This demand trajectory creates a structural argument for Zambia that goes beyond cyclical commodity pricing. Nations and corporations are not simply seeking copper for the next project cycle. They are attempting to secure access to long-duration supply in a world where new large-scale copper deposits are increasingly difficult to discover, permit, and develop. Zambia's geology positions it as one of the few jurisdictions capable of delivering meaningful new volume at scale within the relevant timeframe. Furthermore, the broader critical minerals demand picture reinforces why Zambia's endowment commands such strategic attention.
What Does Zambia's 3 Million Tonne Target Actually Require?
Breaking Down the Production Gap
The distance between 890,000 tonnes of current annual output and a 3 million tonne target represents more than a tripling of production. Achieving it within six years would require a pace of capacity addition that has no direct precedent in Zambia's recent history. To contextualise the scale of the challenge, the four primary growth levers can be structured as follows:
| Growth Lever | Current Status | Target Contribution |
|---|---|---|
| Existing mine expansions (Kansanshi, Lumwana, Mopani, KCM) | Underway or partially active | Primary near-term driver |
| New project commissioning (e.g., Sinomine Kitumba) | Pipeline stage | Medium-term volume uplift |
| Policy and fiscal stability reforms | In progress | Investor confidence signal |
| Infrastructure and power constraint resolution | Critical bottleneck | Prerequisite for scale |
The Realistic Timeline
Government-aligned projections frame the 3 million tonne target as achievable with sustained capital inflows and continued regulatory reform. Independent analysts, including researchers at the Centre for Strategic and International Studies, have characterised the goal as structurally ambitious, identifying energy supply deficits, regulatory unpredictability, and investment conditions as the most consequential obstacles. According to Zambia's mining sector development plans, however, the roadmap to 2031 reflects a coordinated national strategy rather than aspirational rhetoric alone.
A more grounded scenario analysis suggests three plausible trajectories by 2031, each dependent on a distinct set of assumptions about how Zambia's structural constraints are resolved.
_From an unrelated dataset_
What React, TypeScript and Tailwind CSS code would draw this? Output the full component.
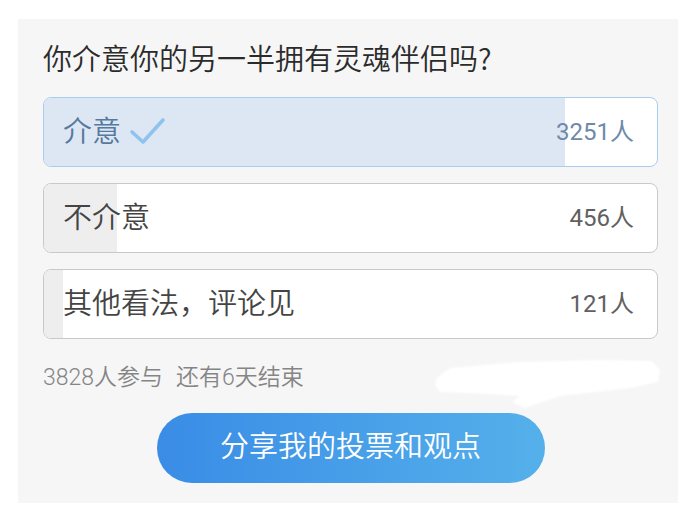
import React from "react";

type Option = {
  label: string;
  count: number;
  picked?: boolean;
};

const options: Option[] = [
  { label: "介意", count: 3251, picked: true },
  { label: "不介意", count: 456 },
  { label: "其他看法，评论见", count: 121 },
];

const total = 3828;

const Check: React.FC = () => (
  <svg width="38" height="32" viewBox="0 0 38 32" className="ml-[8px] shrink-0">
    <path
      d="M3 16 L14 26 L34 4"
      fill="none"
      stroke="#8fc3ef"
      strokeWidth="3.6"
      strokeLinecap="round"
      strokeLinejoin="round"
    />
  </svg>
);

const OptionRow: React.FC<{ opt: Option }> = ({ opt }) => {
  const pct = (opt.count / total) * 100;
  return (
    <div
      className={
        opt.picked
          ? "relative h-[70px] rounded-[8px] border border-[#a9cdee] bg-white overflow-hidden"
          : "relative h-[70px] rounded-[8px] border border-[#c9c9c9] bg-white overflow-hidden"
      }
    >
      <div
        className={opt.picked ? "absolute inset-y-0 left-0 bg-[#dce7f3]" : "absolute inset-y-0 left-0 bg-[#eeeeee]"}
        style={{ width: `${pct}%` }}
      />
      <div className="relative flex h-full items-center justify-between pl-[19px] pr-[23px]">
        <div className="flex items-center">
          <span className={opt.picked ? "text-[29px] leading-[40px] text-[#56799f]" : "text-[29px] leading-[40px] text-[#444444]"}>
            {opt.label}
          </span>
          {opt.picked && <Check />}
        </div>
        <span className={opt.picked ? "text-[24px] font-normal text-[#6d8aab]" : "text-[24px] font-normal text-[#606060]"}>
          {opt.count}人
        </span>
      </div>
    </div>
  );
};

export default function App() {
  return (
    <div
      className="w-[700px] h-[514px] bg-white pt-[19px] pl-[18px] font-[350]"
      style={{ fontFamily: 'Roboto, "Noto Sans CJK SC", sans-serif' }}
    >
      <div className="relative w-[660px] h-[484px] bg-[#f6f6f6] pt-[18px] pl-[25px] pr-[20px]">
        <h1 className="font-['Noto_Sans_CJK_SC',sans-serif] text-[29px] leading-[40px] text-[#2b2b2b] mb-[20px]">
          你介意你的另一半拥有灵魂伴侣吗?
        </h1>
        <div className="flex flex-col gap-[16px]">
          {options.map((o) => (
            <OptionRow key={o.label} opt={o} />
          ))}
        </div>
        <div className="mt-[24px] flex gap-[13px] text-[23px] leading-[30px] text-[#858585]">
          <span>3828人参与</span>
          <span>还有6天结束</span>
        </div>
        <div className="mt-[20px] flex justify-center">
          <button className="w-[388px] h-[70px] rounded-full bg-gradient-to-r from-[#3a8ce6] to-[#55b0ea] text-[29px] text-white">
            分享我的投票和观点
          </button>
        </div>
        <svg
          width="250"
          height="60"
          viewBox="0 0 250 60"
          className="absolute left-[415px] top-[338px] blur-[1px]"
        >
          <path
            d="M4 21 L17 11 L87 5 L167 3 L219 4 L227 13 L225 25 L197 31 L127 39 L92 51 L79 45 L87 39 L37 36 L7 35 L2 28 Z"
            fill="#ffffff"
          />
        </svg>
      </div>
    </div>
  );
}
| Scenario | Key Assumptions | Projected Output Range |
|---|---|---|
| Base Case | Existing expansions complete on schedule; power constraints partially resolved | 1.5–2.0 million tpa |
| Optimistic Case | Full capital deployment, new projects commissioned, policy stability maintained | 2.5–3.0 million tpa |
| Downside Case | Energy deficits persist, investment delays, commodity price softening | Below 1.2 million tpa |
The base case is arguably the most instructive. Even under conditions where major mine expansions proceed as planned but power and regulatory constraints are only partially addressed, Zambia could roughly double its output without reaching its stated ambition.
How Are Major Mining Operators Positioning for Growth?
Barrick Mining's Lumwana Super Pit Expansion
Barrick Mining is committing US$2 billion to a Super Pit Expansion at its Lumwana mine in Zambia's North-Western Province. The project is designed to approximately double output at the site to 240,000 tonnes per year, making it one of the larger single-asset copper expansion commitments currently underway anywhere in Africa. Barrick has publicly framed the expansion as integral to its broader partnership with the Zambian state, including a signed Memorandum of Understanding with the government covering additional exploration across the Copperbelt.
First Quantum Minerals: The Dominant Private Producer
No single private entity shapes Zambia's copper output more directly than First Quantum Minerals. The Canadian company operates two flagship assets:
- Sentinel Copper Mine (North-Western Province): Produced approximately 396,000 tonnes in 2025, making it one of the highest-volume copper operations on the continent
- Kansanshi Mine (near Solwezi): Widely regarded as Zambia's largest open-pit copper operation, with ongoing expansion activity
Together, First Quantum's Zambian assets account for roughly half of the country's total annual copper output, a concentration of private production influence that gives the company extraordinary relevance to any serious discussion of Zambia's copper ambitions.
The Broader Operator Landscape
The Zambian copper sector is, in competitive terms, unusually internationalised. Capital from at least five distinct national origins is actively deployed across the Copperbelt:
| Operator | Ownership Structure | Key Asset | Notable Development |
|---|---|---|---|
| Barrick Mining | Canadian-listed | Lumwana Mine | US$2bn Super Pit Expansion targeting 240,000 tpa |
| First Quantum Minerals | Canadian-listed | Sentinel + Kansanshi | ~396,000 tpa from Sentinel alone (2025) |
| Mopani Copper Mines | Abu Dhabi IRH + ZCCM-IH | Mopani | 100,000 tonne duty-free export quota under waiver |
| Nkana Mining and Minerals Processing | Chinese-owned | Nkana | Beneficiary of export duty suspension |
| Vedanta Resources | India-based | KCM assets | Active Copperbelt operator |
| KoBold Metals | US-backed | Exploration stage | Represents Washington's emerging direct stake |
KoBold Metals, the US-backed exploration company, is a relatively recent entrant but carries significant symbolic weight. Its presence signals that American capital is beginning to move beyond diplomacy into direct operational engagement with Zambian copper assets.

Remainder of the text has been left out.